**INSTRUCTIONS TO FOLLOW**
List each line of the data that holds the string "index".

------------------------

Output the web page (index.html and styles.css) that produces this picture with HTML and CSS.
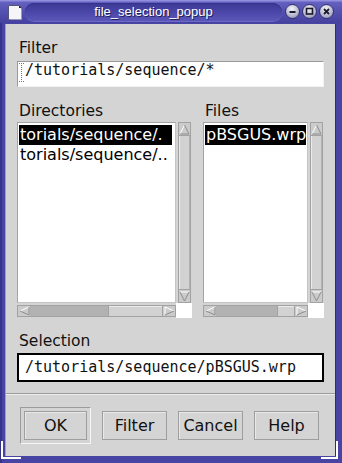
FILE: index.html
```html
<!DOCTYPE html>
<html>
<head>
<meta charset="utf-8">
<link rel="stylesheet" href="styles.css">
</head>
<body>
<div class="window">
  <div class="titlebar">
    <svg class="doc-icon" width="16" height="17" viewBox="0 0 16 17">
      <path d="M1.5 1.5 H12 L14.5 4 V15.5 H1.5 Z" fill="#f6f6f8" stroke="#55557a"/>
      <path d="M12 1.5 L14.5 4 H12 Z" fill="#222"/>
      <path d="M2.5 15.5 H14.5 V4.5" fill="none" stroke="#9a9ab8"/>
    </svg>
    <div class="title-pill"><span class="title">file_selection_popup</span></div>
    <div class="tb-buttons">
      <span class="tb-btn"><svg width="13" height="13" viewBox="0 0 13 13"><path d="M3.5 7 H9.5" stroke="#1a1a2a" stroke-width="2"/></svg></span>
      <span class="tb-btn"><svg width="13" height="13" viewBox="0 0 13 13"><rect x="3.5" y="3.5" width="6" height="5.5" fill="none" stroke="#1a1a2a" stroke-width="1.6"/></svg></span>
      <span class="tb-btn"><svg width="13" height="13" viewBox="0 0 13 13"><path d="M4 4 L9 9 M9 4 L4 9" stroke="#1a1a2a" stroke-width="1.8"/></svg></span>
    </div>
  </div>
  <div class="frame">
    <div class="panel">
      <div class="main">
        <div class="label">Filter</div>
        <div class="field filter-field">
          <svg class="ibeam" width="5" height="19" viewBox="0 0 5 19">
            <path d="M0 0.5 H5 M2.5 0 V19 M0 18.5 H5" fill="none" stroke="#777" stroke-dasharray="1 1"/>
          </svg><span>/tutorials/sequence/*</span>
        </div>
        <div class="lists">
          <div class="col dirs">
            <div class="label">Directories</div>
            <div class="scrollpane">
              <div class="listbox">
                <div class="item selected">torials/sequence/.</div>
                <div class="item">torials/sequence/..</div>
              </div>
              <div class="vscroll">
                <div class="varrow"><svg width="11" height="11" viewBox="0 0 11 11"><path d="M1 10 L5.5 1" stroke="#fff" fill="none"/><path d="M5.5 1 L10 10 H1" stroke="#8e8e8e" fill="none"/></svg></div>
                <div class="vthumb"></div>
                <div class="varrow"><svg width="11" height="11" viewBox="0 0 11 11"><path d="M1 1 H10" stroke="#fff" fill="none"/><path d="M10 1 L5.5 10 L1 1" stroke="#8e8e8e" fill="none"/></svg></div>
              </div>
              <div class="hscroll">
                <div class="harrow"><svg width="11" height="10" viewBox="0 0 11 10"><path d="M10 1 L1 5 " stroke="#fff" fill="none"/><path d="M1 5 L10 9 V1" stroke="#8e8e8e" fill="none"/></svg></div>
                <div class="trough"><div class="hthumb"></div></div>
                <div class="harrow"><svg width="11" height="10" viewBox="0 0 11 10"><path d="M1 9 V1 L10 5" stroke="#fff" fill="none"/><path d="M10 5 L1 9" stroke="#8e8e8e" fill="none"/></svg></div>
              </div>
              <div class="corner"></div>
            </div>
          </div>
          <div class="col files">
            <div class="label">Files</div>
            <div class="scrollpane">
              <div class="listbox">
                <div class="item selected">pBSGUS.wrp</div>
              </div>
              <div class="vscroll">
                <div class="varrow"><svg width="11" height="11" viewBox="0 0 11 11"><path d="M1 10 L5.5 1" stroke="#fff" fill="none"/><path d="M5.5 1 L10 10 H1" stroke="#8e8e8e" fill="none"/></svg></div>
                <div class="vthumb"></div>
                <div class="varrow"><svg width="11" height="11" viewBox="0 0 11 11"><path d="M1 1 H10" stroke="#fff" fill="none"/><path d="M10 1 L5.5 10 L1 1" stroke="#8e8e8e" fill="none"/></svg></div>
              </div>
              <div class="hscroll">
                <div class="harrow"><svg width="11" height="10" viewBox="0 0 11 10"><path d="M10 1 L1 5 " stroke="#fff" fill="none"/><path d="M1 5 L10 9 V1" stroke="#8e8e8e" fill="none"/></svg></div>
                <div class="trough"><div class="hthumb"></div></div>
                <div class="harrow"><svg width="11" height="10" viewBox="0 0 11 10"><path d="M1 9 V1 L10 5" stroke="#fff" fill="none"/><path d="M10 5 L1 9" stroke="#8e8e8e" fill="none"/></svg></div>
              </div>
              <div class="corner"></div>
            </div>
          </div>
        </div>
        <div class="label sel-label">Selection</div>
        <div class="field sel-field">/tutorials/sequence/pBSGUS.wrp</div>
      </div>
      <div class="sep"></div>
      <div class="buttons">
        <div class="default-ring"><div class="btn ok">OK</div></div>
        <div class="btn">Filter</div>
        <div class="btn">Cancel</div>
        <div class="btn">Help</div>
      </div>
    </div>
  </div>
  <div class="grip grip-l"></div>
  <div class="grip grip-r"></div>
</div>
</body>
</html>
```
FILE: styles.css
```css
* { box-sizing: border-box; }
html, body { margin: 0; padding: 0; }
body {
  width: 342px;
  height: 463px;
  overflow: hidden;
  background: #4845a3;
  font-family: "DejaVu Sans", sans-serif;
}
.window {
  position: relative;
  width: 342px;
  height: 463px;
  display: flex;
  flex-direction: column;
  background: #4744a4;
}
.titlebar {
  height: 23px;
  display: flex;
  align-items: center;
  padding: 0 8px 0 7px;
  background: linear-gradient(#9290de 0, #9290de 1px, #6461c0 2px, #5552b2 45%, #45429f 100%);
}
.doc-icon { display: block; width: 16px; height: 17px; margin-top: 1px; }
.title-pill {
  flex: 1;
  height: 18px;
  margin: 0 3px 0 2px;
  border-radius: 9px;
  background: linear-gradient(#3b3894 0, #4845a6 45%, #5a57b9 100%);
  box-shadow: inset 0 1px 0 #34318a, 0 1px 0 #6c69c8;
  display: flex;
  align-items: center;
  justify-content: center;
}
.title {
  font-family: "Liberation Sans", sans-serif;
  font-size: 13px;
  color: #fff;
  text-shadow: 1px 1px 0 #1e1c5a;
  line-height: 16px;
  margin-top: 1px;
}
.tb-buttons { display: flex; gap: 2px; }
.tb-btn {
  width: 15px;
  height: 15px;
  border-radius: 50%;
  border: 1px solid #34326e;
  background: radial-gradient(circle at 45% 30%, #f4f4fa 0, #c6c6da 45%, #8482ae 100%);
  display: flex;
  align-items: center;
  justify-content: center;
}
.tb-btn svg { display: block; }
.frame {
  flex: 1;
  display: flex;
  padding: 1px 7px 7px 6px;
  background: #4744a4;
  border-left: 2px solid #34328a;
}
.frame { padding-left: 4px; }
.panel {
  flex: 1;
  background: #d4d4d4;
  display: flex;
  flex-direction: column;
  box-shadow: -1px 0 0 #9c9ae0, 1px 0 0 #2e2c7c;
}
.main { padding: 0 11px; }
.label {
  font-size: 15.5px;
  line-height: 18px;
  color: #111;
  padding-left: 2px;
  margin-top: 15px;
}
.field {
  background: #fff;
  font-family: "DejaVu Sans Mono", monospace;
  font-size: 15px;
  color: #111;
  white-space: nowrap;
  overflow: hidden;
}
.filter-field {
  margin-top: 4px;
  height: 26px;
  border: 1px solid;
  border-color: #9a9a9a #f2f2f2 #f2f2f2 #9a9a9a;
  display: flex;
  align-items: flex-start;
  padding-left: 1px;
  line-height: 16px;
}
.ibeam { display: block; margin-top: 1px; margin-right: 1px; flex: none; }
.filter-field span { display: block; padding-top: 0; }
.lists { display: flex; gap: 11px; }
.dirs { width: 175px; }
.files { flex: 1; }
.scrollpane {
  margin-top: 2px;
  display: grid;
  grid-template-columns: 1fr 16px;
  grid-template-rows: 181px 15px;
}
.listbox {
  background: #fff;
  border: 1px solid;
  border-color: #a4a4a4 #c4c4c4 #c4c4c4 #a4a4a4;
  padding: 2px 1px;
  overflow: hidden;
}
.item {
  font-size: 16px;
  line-height: 20px;
  height: 20px;
  padding-left: 1px;
  white-space: nowrap;
  overflow: hidden;
  color: #000;
}
.item.selected { background: #000; color: #fff; }
.dirs .item { margin-right: 2px; }
.vscroll {
  margin-left: 2px;
  width: 13px;
  display: flex;
  flex-direction: column;
  border: 1px solid #a2a2a2;
  background: #c6c6c6;
}
.varrow {
  height: 12px;
  flex: none;
  display: flex;
  align-items: center;
  justify-content: center;
  background: #cbcbcb;
}
.varrow svg { display: block; }
.vthumb {
  flex: 1;
  background: #d2d2d2;
  border-top: 1px solid #a2a2a2;
  border-bottom: 1px solid #a2a2a2;
  box-shadow: inset 1px 0 0 #ebebeb, inset -1px 0 0 #b2b2b2;
}
.hscroll {
  margin-top: 2px;
  height: 12px;
  display: flex;
  border: 1px solid #a2a2a2;
  background: #b2b2b2;
}
.harrow {
  width: 12px;
  flex: none;
  background: #cbcbcb;
  display: flex;
  align-items: center;
  justify-content: center;
}
.harrow svg { display: block; }
.trough { flex: 1; display: flex; justify-content: flex-end; }
.hthumb {
  background: #d2d2d2;
  border-left: 1px solid #a2a2a2;
  border-right: 1px solid #a2a2a2;
  box-shadow: inset 0 1px 0 #ebebeb;
}
.dirs .hthumb { width: 55px; }
.files .hthumb { width: 18px; }
.corner { background: #fff; }
.sel-label { margin-top: 14px; }
.sel-field {
  margin-top: 3px;
  height: 29px;
  border: 2px solid #000;
  padding-left: 6px;
  line-height: 25px;
}
.sep {
  margin-top: 11px;
  height: 2px;
  border-top: 1px solid #9c9c9c;
  border-bottom: 1px solid #ececec;
}
.buttons {
  display: flex;
  justify-content: space-between;
  align-items: flex-start;
  padding: 12px 16px 0 14px;
}
.default-ring {
  padding: 3px;
  border: 1px solid;
  border-color: #9c9c9c #f6f6f6 #f6f6f6 #9c9c9c;
}
.btn {
  width: 65px;
  height: 29px;
  margin-top: 4px;
  border: 1px solid #9e9e9e;
  background: #d4d4d4;
  box-shadow: inset 1px 1px 0 #e8e8e8;
  font-size: 16px;
  line-height: 27px;
  text-align: center;
  color: #111;
}
.btn.ok { width: 63px; margin-top: 0; }
.grip {
  position: absolute;
  bottom: 4px;
  width: 20px;
  height: 18px;
  border-bottom: 2px solid #fff;
}
.grip-l { left: 1px; border-left: 2px solid #fff; }
.grip-r { right: 4px; width: 17px; border-right: 2px solid #fff; }
```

------------------------

**RESULT OF THIS EXERCISE**
Output the web page (index.html and styles.css) that produces this picture with HTML and CSS.
FILE: index.html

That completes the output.